I need one of these. A lot.
Ramen robot replaces fleshy chef at Yamanashi eatery
A robot pours soup in a ramen bowl at "Momozono Robot Ramen," a ramen shop in the Yamanashi Prefecture city of Minami-Alps, as shop owner Yoshihira Uchida looks on. (Mainichi)
MINAMI-ALPS, Yamanashi -- "Momozono Robot Ramen," a ramen shop that opened here in November last year, is gaining popularity not only for its delicious ramen noodles, but for its robotic chef.
The ramen-making robot was built by 60-year-old shop owner Yoshihira Uchida, who spent about 20 million yen on its construction. Customers can place their orders on a computer in the shop, customizing various aspects such as the levels of soy sauce, salt, and richness of the soup. Uchida says there are 40 million different flavor permutations.
The noodles themselves are cooked by a human, with the robot creating a perfectly blended soup which is then delivered to the human chef via a conveyor belt, who adds the noodles and toppings. The whole process takes only about two minutes, a minute shorter than instant cup noodles. Prices of ramen per bowl are 500 yen for regular size and 300 yen for small size.

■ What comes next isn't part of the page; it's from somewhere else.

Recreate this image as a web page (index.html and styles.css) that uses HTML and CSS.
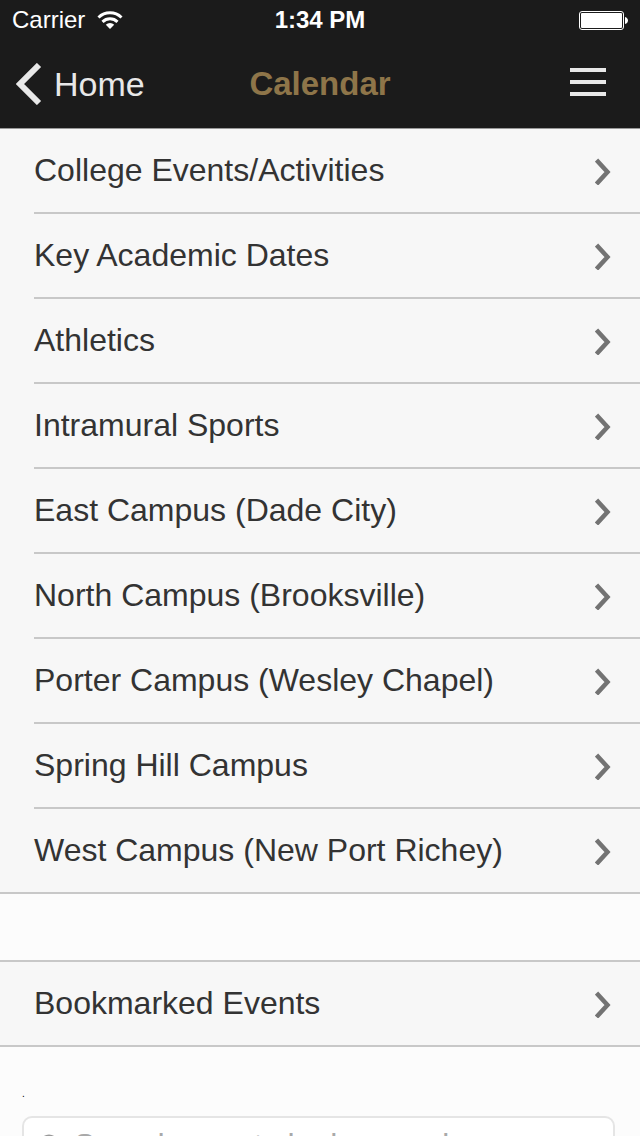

Uchida developed a love of electronics during elementary and junior high school, which he went on to study at the Musashi Institute of Technology (now Tokyo City University) and the University of Toyama's graduate school, focusing on electronic circuits and motors. After graduating, Uchida worked on noodle-packing machines at a food manufacturer until he retired from the company last year.
While working for the company, Uchida, a huge noodle lover, opened a soba noodle shop 10 years ago. He later started to make ramen -- which received mixed comments from friends, with some saying the taste was strong, and others too weak. In the end, Uchida hit upon the idea of creating a robot that can allow customers to choose the flavor they want.
Uchida began to develop the robot at his home in around 2003, asking an iron foundry to produce the specialist parts he needed. He finally completed the robot in November last year, but suffered teething problems: ramen with no taste, and computer crashes caused by spilled soup. After repeated repairs, however, Uchida finally managed to iron out the bugs.
He's now aiming at automating the addition of noodles and toppings, and shrinking the robot itself. He is also planning to open his second ramen shop in Kofu possibly by the end of this year.
"I want to mass produce the robot in the future and leave my mark out there," he says.